Breakfast is the most important meal of that day and eating a well-rounded breakfast can not only lower cholesterol but reduce your calories for the remainder of the day causing weight loss. Studies show whole-grain diets can lower total cholesterol levels by an average of 4.6 points and meal plans featuring oats can drop cholesterol levels by 6.5 points.
Try this Apple-Cinnamon Granola as a low-calorie, cholesterol-fighting recipe. The whole grains in granola are a flavorful way to promote heart health. The oats in this recipe contain soluble fiber, which reduces bad cholesterol. Preparing this granola recipe will allow you to keep the sugar content low in comparison to high sugar, processed store-bought brands.
Everyone knows the old adage, “an apple a day keeps the doctor away,” but did you know that apples are the best fruit to eat to lower cholesterol? Apples are a sweet snack that provide many benefits. Apples contain antioxidants and pectin that can lower “bad” LDL cholesterol and fight inflammation. LDL cholesterol and inflammation are known triggers of premature aging and disease.
Apples also contain vitamins A and C, which are good sources of antioxidants, the substances that can protect your cells from the effects of free radicals. Free radicals are harmful molecules produced when your body breaks down food. Apples also contain soluble fiber, which can help lower glucose levels as well as help lower blood cholesterol.
Studies show eating the Golden Delicious apple, a type of apple that is characteristic for its yellow color, can decrease levels of serum triglycerides (TG) and lipoprotein-cholesterol (VLDL) in hyperlipidemic and overweight men.
You might need a mint after adding garlic to your meal but this flavorful condiment not only reduces inflammation, but it also fights oxidation. The antioxidants in garlic fight oxidation to protect the blood vessels from being damaged. Garlic may reduce total cholesterol and triglyceride levels and can be beneficial for people at risk for high cholesterol.
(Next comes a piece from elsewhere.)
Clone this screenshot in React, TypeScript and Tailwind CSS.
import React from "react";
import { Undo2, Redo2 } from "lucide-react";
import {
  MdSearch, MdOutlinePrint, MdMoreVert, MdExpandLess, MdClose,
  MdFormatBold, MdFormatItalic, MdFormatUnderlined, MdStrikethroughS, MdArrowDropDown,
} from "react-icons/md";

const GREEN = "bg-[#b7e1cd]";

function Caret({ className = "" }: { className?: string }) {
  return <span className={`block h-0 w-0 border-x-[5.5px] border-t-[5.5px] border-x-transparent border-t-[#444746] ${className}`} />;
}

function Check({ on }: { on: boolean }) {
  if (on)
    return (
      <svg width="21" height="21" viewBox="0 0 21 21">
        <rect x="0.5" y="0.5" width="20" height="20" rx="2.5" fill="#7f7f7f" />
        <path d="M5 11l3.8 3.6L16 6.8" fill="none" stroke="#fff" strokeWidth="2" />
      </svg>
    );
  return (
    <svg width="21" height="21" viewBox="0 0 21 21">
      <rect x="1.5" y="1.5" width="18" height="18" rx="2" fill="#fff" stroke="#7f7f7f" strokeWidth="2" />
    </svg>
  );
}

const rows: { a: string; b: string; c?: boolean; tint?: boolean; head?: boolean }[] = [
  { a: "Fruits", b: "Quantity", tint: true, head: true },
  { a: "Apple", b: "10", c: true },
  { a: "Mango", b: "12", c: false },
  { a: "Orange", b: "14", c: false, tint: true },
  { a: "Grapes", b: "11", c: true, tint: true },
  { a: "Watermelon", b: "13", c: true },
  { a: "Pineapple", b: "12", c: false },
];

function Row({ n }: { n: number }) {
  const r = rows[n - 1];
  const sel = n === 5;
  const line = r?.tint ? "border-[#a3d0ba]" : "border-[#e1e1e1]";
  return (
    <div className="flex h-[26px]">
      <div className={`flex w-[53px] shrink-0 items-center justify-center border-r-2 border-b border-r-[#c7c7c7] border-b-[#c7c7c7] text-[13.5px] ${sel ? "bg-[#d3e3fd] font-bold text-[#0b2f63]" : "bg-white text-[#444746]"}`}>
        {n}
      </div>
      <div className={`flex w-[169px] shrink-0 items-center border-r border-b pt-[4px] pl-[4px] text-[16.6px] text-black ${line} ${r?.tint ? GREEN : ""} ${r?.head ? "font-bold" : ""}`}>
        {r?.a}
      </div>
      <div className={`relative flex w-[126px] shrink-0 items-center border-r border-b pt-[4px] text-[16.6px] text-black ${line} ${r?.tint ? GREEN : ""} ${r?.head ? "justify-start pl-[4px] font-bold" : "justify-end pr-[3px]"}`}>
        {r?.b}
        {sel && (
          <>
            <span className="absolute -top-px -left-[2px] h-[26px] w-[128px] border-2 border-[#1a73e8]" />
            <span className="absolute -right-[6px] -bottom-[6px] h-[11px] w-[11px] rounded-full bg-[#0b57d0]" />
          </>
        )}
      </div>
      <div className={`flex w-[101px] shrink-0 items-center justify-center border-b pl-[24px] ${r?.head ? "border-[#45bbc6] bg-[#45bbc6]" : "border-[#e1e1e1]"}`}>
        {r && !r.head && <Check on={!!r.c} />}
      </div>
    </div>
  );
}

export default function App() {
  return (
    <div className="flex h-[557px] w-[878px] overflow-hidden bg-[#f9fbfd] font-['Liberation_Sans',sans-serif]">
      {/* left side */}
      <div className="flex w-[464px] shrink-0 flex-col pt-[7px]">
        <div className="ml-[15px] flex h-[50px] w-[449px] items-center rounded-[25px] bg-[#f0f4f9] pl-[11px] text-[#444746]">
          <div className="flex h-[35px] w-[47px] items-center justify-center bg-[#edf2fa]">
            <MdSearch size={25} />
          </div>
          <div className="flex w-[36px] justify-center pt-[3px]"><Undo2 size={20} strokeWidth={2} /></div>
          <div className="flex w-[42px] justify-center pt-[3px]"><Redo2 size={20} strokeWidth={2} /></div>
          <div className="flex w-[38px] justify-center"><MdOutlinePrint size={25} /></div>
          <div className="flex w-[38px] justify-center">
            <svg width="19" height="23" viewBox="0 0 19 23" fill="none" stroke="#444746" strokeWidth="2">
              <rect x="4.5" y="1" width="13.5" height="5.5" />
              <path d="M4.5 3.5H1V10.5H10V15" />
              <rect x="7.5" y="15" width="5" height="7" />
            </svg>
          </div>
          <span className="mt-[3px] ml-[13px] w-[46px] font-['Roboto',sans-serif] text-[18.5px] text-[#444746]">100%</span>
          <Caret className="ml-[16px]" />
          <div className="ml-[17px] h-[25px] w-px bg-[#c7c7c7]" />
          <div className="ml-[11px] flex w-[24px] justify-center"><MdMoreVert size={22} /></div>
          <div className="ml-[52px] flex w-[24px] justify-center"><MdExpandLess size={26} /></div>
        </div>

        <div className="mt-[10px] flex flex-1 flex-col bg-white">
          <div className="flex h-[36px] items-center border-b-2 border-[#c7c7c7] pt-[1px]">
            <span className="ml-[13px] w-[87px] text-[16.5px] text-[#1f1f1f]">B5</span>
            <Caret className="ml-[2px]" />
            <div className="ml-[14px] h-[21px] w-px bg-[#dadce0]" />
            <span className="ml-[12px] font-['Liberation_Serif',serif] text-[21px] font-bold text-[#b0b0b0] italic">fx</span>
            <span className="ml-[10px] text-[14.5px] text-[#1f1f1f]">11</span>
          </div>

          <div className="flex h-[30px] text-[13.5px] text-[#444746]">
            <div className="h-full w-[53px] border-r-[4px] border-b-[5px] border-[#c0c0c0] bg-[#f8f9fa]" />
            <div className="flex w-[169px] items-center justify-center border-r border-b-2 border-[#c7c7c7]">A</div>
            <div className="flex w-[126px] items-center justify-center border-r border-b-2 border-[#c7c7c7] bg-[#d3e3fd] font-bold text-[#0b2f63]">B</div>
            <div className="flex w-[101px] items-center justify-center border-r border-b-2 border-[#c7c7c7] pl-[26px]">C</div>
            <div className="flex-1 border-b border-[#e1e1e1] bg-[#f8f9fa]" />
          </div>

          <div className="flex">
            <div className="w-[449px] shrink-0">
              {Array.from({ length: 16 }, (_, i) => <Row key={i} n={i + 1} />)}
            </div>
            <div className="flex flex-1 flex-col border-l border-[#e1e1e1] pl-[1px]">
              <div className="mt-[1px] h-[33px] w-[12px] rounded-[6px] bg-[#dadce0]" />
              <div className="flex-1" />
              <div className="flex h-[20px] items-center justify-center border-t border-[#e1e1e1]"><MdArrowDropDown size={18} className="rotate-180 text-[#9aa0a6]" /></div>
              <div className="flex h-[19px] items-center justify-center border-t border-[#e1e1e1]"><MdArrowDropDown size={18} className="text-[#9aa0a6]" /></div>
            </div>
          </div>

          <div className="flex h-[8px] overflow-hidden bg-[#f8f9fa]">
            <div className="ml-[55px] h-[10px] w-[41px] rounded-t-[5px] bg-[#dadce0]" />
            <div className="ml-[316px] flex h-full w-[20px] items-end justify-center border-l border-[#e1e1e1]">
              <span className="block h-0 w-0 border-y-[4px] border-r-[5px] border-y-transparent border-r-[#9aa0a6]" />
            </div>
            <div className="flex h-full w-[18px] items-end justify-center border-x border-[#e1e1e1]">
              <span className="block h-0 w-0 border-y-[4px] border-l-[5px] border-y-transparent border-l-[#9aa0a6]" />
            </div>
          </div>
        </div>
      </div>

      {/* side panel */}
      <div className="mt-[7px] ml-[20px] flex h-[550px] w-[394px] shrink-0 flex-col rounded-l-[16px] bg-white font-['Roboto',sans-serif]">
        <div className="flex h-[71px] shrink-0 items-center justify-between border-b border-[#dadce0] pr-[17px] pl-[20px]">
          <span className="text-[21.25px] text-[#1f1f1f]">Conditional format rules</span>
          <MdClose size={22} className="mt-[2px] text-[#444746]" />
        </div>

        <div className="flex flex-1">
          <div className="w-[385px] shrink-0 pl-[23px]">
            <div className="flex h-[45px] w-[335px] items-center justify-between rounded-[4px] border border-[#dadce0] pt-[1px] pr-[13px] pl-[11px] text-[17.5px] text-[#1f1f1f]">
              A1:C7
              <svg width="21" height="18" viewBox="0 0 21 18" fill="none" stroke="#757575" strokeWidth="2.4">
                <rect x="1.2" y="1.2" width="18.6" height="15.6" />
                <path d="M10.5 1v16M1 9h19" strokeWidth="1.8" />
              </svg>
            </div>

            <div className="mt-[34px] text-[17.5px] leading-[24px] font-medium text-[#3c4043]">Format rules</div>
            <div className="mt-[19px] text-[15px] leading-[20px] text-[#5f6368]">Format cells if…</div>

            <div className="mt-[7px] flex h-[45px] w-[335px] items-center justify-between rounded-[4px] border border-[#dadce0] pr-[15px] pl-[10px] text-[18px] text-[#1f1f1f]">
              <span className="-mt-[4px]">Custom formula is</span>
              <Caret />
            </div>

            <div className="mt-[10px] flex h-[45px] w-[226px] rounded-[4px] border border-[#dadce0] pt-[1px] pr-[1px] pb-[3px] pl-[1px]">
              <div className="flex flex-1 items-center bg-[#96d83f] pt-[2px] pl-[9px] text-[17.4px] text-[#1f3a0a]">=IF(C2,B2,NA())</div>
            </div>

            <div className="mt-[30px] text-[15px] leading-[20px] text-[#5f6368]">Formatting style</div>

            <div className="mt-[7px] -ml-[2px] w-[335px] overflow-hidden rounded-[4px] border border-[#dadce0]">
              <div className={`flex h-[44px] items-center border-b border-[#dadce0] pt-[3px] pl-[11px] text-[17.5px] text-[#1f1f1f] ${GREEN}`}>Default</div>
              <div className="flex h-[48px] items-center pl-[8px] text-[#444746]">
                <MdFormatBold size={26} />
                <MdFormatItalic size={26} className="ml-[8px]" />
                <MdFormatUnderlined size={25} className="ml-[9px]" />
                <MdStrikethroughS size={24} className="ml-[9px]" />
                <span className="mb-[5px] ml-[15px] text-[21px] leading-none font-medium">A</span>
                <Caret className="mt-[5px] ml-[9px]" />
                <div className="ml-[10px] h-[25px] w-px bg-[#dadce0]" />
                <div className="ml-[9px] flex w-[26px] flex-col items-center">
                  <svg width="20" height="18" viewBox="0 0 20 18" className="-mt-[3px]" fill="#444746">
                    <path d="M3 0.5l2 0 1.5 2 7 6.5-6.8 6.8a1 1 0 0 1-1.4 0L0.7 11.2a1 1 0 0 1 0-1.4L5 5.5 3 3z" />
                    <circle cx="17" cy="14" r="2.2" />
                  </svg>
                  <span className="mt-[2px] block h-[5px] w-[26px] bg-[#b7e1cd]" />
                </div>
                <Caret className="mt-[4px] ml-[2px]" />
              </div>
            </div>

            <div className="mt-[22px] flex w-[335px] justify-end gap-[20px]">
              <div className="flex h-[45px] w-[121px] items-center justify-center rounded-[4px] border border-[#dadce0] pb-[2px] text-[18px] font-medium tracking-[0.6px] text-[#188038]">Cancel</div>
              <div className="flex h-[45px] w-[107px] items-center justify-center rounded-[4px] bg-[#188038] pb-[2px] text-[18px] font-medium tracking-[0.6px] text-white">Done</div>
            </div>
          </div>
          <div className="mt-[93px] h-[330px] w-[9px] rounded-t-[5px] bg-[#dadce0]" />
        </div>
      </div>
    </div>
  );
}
Consuming a mixture of garlic and lemon juice can decrease levels of cholesterol. Mixing 20 grams of garlic daily and 1 tablespoon lemon juice can improve lipid levels, fibrinogen and blood pressure in patients with hyperlipidemia between the ages of 30 and 60, according to this study.
4. Dark chocolate
I’m sure most people will be excited to hear that eating dark chocolate can improve cholesterol levels! There’s nothing better than a sweet treat that’s also good for the body.
Cocoa, the plant used to create chocolate, contains chemicals that can interact with cell and tissue components providing protection against the development and amelioration of pathological conditions. During a study by the Journal of Cardiovascular Pharmacology, research showed an 11 percent decrease in LDL cholesterol in patients after 15 days of receiving 100 grams of dark chocolate per day. The study demonstrated an increase in HDL-cholesterol, the good cholesterol, in hypercholesterolemic subjects after eating dark chocolate or cocoa powder. Cocoa powder provides a decrease in plasma levels of oxidized LDL plasma levels for those who use cocoa powder as a dietary supplement.
Another good reason to consume dark chocolate is for the soluble fiber and minerals found in cocoa, such as magnesium, potassium, phosphorus, zinc and selenium. Eat up to one-quarter cup of dark chocolate or 2 1/3 tablespoons of cocoa a day for maximum cholesterol-warding effects.
Moderation is key
Dealing with high cholesterol can be tough when you feel like your options for food are limited to bland items. The key is moderation. Maintaining a healthy lifestyle supplemented with exercise, fruits, vegetables and water can help keep cholesterol levels at bay. Try adding whole grains, apples, garlic and dark chocolate to your meal plan for cholesterol-lowering effects.